85.88. Les ambassadeurs débattent des conditions de la discussion, et sur quels termes celle-ci sera menée. Le déséquilibre apparaît d'emblée. Il ne sera pas question de droit (on dirait de droit des peuples, droit des nations, ou droit international). Ils proposent - imposent - un point de vue 'réaliste' d'où sera exclue toute référence au droit ou même à la simple morale. Le dilemme mélien est exposé d'emblée en ces termes: la guerre ou la servitude.

[5,89] - Les Athéniens. De notre côté, nous n'emploierons pas de belles phrases; nous ne soutiendrons pas que notre domination est juste, parce que nous avons défait les Mèdes ; que notre expédition contre vous a pour but de venger les torts que vous nous avez fait subir.
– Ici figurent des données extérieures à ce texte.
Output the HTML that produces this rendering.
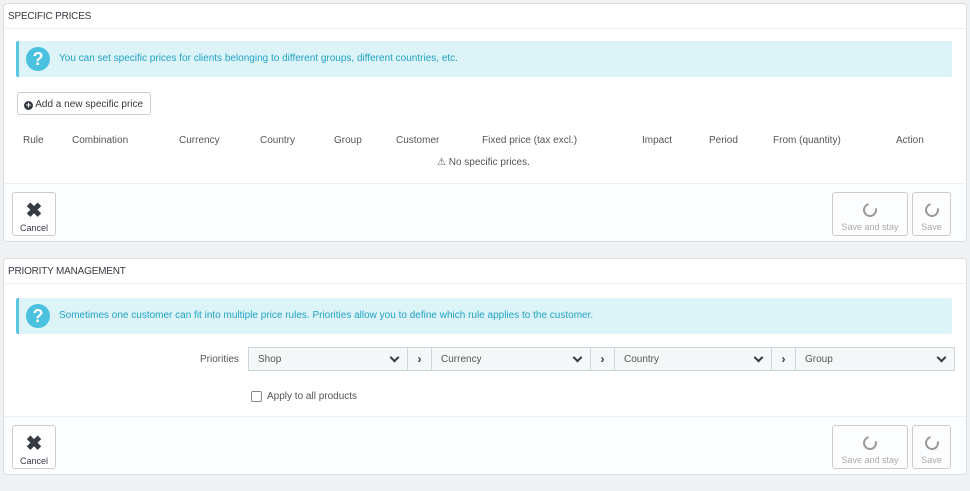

Fi de ces longs discours qui n'éveillent que la méfiance ! Mais de votre côté, ne vous imaginez pas nous convaincre, en soutenant que c'est en qualité de colons de Lacédémone que vous avez refusé de faire campagne avec nous et que vous n'avez aucun tort envers Athènes. Il nous faut, de part et d'autre, ne pas sortir des limites des choses positives ; nous le savons et vous le savez aussi bien que nous, la justice n'entre en ligne de compte dans le raisonnement des hommes que si les forces sont égales de part et d'autre ; dans le cas contraire, les forts exercent leur pouvoir et les fables doivent leur céder.

89. Et en effet, les Athéniens eux-mêmes évacuent explicitement, d'une part, la légitimité qui pourrait leur venir de leur prestige, acquis lors de précédentes guerres ; ils étaient vus, en Grèce, comme les vainqueurs des guerres médiques, ce qui n'est pas rien, puisque cela a évité à la Grèce tout entière de se soumettre à l'empire Perse (cf. les batailles de Salamine & Marathon). Écartons donc le prestige, les hauts faits du passé, le mythe, avancent les Athéniens. Écartons aussi le droit, la notion du "juste". Tout cela appartient, selon eux, au monde des idées... Ce qui prévaut ici, c'est la revendication du droit du plus fort. 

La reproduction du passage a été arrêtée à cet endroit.